(SHORT EXERCISE) Leaving the pictures aside, transcribe every line below exactly.

## start DATA SHOWN

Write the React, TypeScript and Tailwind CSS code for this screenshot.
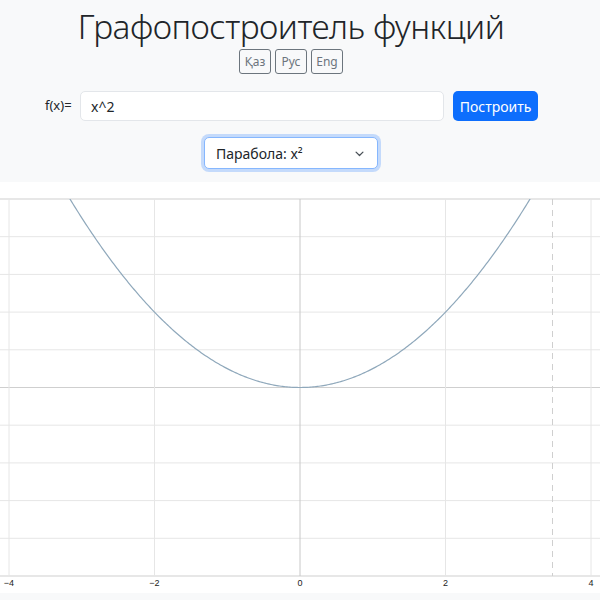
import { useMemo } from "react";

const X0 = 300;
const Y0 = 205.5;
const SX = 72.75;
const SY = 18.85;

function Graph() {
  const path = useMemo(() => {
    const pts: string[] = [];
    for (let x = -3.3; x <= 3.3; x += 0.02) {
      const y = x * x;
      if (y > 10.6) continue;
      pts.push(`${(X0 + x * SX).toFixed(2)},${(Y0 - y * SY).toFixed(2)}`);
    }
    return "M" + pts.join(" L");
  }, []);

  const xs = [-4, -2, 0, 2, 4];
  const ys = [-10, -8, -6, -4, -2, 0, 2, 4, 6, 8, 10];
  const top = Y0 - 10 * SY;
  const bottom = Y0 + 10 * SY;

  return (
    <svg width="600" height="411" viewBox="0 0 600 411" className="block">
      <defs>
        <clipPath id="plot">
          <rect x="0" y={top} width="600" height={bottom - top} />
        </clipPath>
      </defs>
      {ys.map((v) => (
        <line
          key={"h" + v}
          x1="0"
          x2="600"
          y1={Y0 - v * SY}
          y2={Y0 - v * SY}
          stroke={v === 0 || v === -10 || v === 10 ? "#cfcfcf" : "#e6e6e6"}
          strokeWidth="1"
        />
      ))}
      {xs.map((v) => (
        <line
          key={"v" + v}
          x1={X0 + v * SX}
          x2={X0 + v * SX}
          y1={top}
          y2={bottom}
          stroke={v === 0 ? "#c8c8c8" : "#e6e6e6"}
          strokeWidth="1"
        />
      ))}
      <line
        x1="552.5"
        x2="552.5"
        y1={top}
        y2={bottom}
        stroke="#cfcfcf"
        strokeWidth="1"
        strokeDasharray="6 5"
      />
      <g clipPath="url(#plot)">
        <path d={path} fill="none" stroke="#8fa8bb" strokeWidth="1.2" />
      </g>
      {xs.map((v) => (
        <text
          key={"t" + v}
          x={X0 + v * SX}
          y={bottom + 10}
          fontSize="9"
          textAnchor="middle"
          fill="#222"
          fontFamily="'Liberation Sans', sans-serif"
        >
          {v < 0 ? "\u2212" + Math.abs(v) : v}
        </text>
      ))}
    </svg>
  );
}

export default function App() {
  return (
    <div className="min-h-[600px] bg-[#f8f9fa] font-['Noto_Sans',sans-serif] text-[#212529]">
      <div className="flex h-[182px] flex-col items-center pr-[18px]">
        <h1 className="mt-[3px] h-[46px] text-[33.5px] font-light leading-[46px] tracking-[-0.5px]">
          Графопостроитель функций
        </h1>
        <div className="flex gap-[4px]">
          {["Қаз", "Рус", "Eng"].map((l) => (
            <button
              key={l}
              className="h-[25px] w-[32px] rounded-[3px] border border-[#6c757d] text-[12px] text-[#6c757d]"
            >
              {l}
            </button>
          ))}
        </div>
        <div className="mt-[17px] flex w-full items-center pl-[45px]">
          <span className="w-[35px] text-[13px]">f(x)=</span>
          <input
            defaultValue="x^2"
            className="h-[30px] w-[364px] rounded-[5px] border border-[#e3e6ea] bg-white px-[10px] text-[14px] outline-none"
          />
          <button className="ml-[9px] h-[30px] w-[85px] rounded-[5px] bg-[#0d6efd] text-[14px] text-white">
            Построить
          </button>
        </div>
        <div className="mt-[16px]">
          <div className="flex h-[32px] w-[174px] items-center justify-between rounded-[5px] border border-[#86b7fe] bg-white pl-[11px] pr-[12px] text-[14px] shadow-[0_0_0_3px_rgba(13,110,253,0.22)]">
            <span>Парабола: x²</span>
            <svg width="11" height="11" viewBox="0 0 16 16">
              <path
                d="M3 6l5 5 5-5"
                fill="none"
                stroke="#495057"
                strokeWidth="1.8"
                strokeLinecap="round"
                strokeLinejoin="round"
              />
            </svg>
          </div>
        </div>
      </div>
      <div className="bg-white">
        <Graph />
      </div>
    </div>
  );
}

## end DATA SHOWN

(ANSWER IN FULL)
Write the React, TypeScript and Tailwind CSS code for this screenshot.
import { useMemo } from "react";

const X0 = 300;
const Y0 = 205.5;
const SX = 72.75;
const SY = 18.85;

function Graph() {
  const path = useMemo(() => {
    const pts: string[] = [];
    for (let x = -3.3; x <= 3.3; x += 0.02) {
      const y = x * x;
      if (y > 10.6) continue;
      pts.push(`${(X0 + x * SX).toFixed(2)},${(Y0 - y * SY).toFixed(2)}`);
    }
    return "M" + pts.join(" L");
  }, []);

  const xs = [-4, -2, 0, 2, 4];
  const ys = [-10, -8, -6, -4, -2, 0, 2, 4, 6, 8, 10];
  const top = Y0 - 10 * SY;
  const bottom = Y0 + 10 * SY;

  return (
    <svg width="600" height="411" viewBox="0 0 600 411" className="block">
      <defs>
        <clipPath id="plot">
          <rect x="0" y={top} width="600" height={bottom - top} />
        </clipPath>
      </defs>
      {ys.map((v) => (
        <line
          key={"h" + v}
          x1="0"
          x2="600"
          y1={Y0 - v * SY}
          y2={Y0 - v * SY}
          stroke={v === 0 || v === -10 || v === 10 ? "#cfcfcf" : "#e6e6e6"}
          strokeWidth="1"
        />
      ))}
      {xs.map((v) => (
        <line
          key={"v" + v}
          x1={X0 + v * SX}
          x2={X0 + v * SX}
          y1={top}
          y2={bottom}
          stroke={v === 0 ? "#c8c8c8" : "#e6e6e6"}
          strokeWidth="1"
        />
      ))}
      <line
        x1="552.5"
        x2="552.5"
        y1={top}
        y2={bottom}
        stroke="#cfcfcf"
        strokeWidth="1"
        strokeDasharray="6 5"
      />
      <g clipPath="url(#plot)">
        <path d={path} fill="none" stroke="#8fa8bb" strokeWidth="1.2" />
      </g>
      {xs.map((v) => (
        <text
          key={"t" + v}
          x={X0 + v * SX}
          y={bottom + 10}
          fontSize="9"
          textAnchor="middle"
          fill="#222"
          fontFamily="'Liberation Sans', sans-serif"
        >
          {v < 0 ? "\u2212" + Math.abs(v) : v}
        </text>
      ))}
    </svg>
  );
}

export default function App() {
  return (
    <div className="min-h-[600px] bg-[#f8f9fa] font-['Noto_Sans',sans-serif] text-[#212529]">
      <div className="flex h-[182px] flex-col items-center pr-[18px]">
        <h1 className="mt-[3px] h-[46px] text-[33.5px] font-light leading-[46px] tracking-[-0.5px]">
          Графопостроитель функций
        </h1>
        <div className="flex gap-[4px]">
          {["Қаз", "Рус", "Eng"].map((l) => (
            <button
              key={l}
              className="h-[25px] w-[32px] rounded-[3px] border border-[#6c757d] text-[12px] text-[#6c757d]"
            >
              {l}
            </button>
          ))}
        </div>
        <div className="mt-[17px] flex w-full items-center pl-[45px]">
          <span className="w-[35px] text-[13px]">f(x)=</span>
          <input
            defaultValue="x^2"
            className="h-[30px] w-[364px] rounded-[5px] border border-[#e3e6ea] bg-white px-[10px] text-[14px] outline-none"
          />
          <button className="ml-[9px] h-[30px] w-[85px] rounded-[5px] bg-[#0d6efd] text-[14px] text-white">
            Построить
          </button>
        </div>
        <div className="mt-[16px]">
          <div className="flex h-[32px] w-[174px] items-center justify-between rounded-[5px] border border-[#86b7fe] bg-white pl-[11px] pr-[12px] text-[14px] shadow-[0_0_0_3px_rgba(13,110,253,0.22)]">
            <span>Парабола: x²</span>
            <svg width="11" height="11" viewBox="0 0 16 16">
              <path
                d="M3 6l5 5 5-5"
                fill="none"
                stroke="#495057"
                strokeWidth="1.8"
                strokeLinecap="round"
                strokeLinejoin="round"
              />
            </svg>
          </div>
        </div>
      </div>
      <div className="bg-white">
        <Graph />
      </div>
    </div>
  );
}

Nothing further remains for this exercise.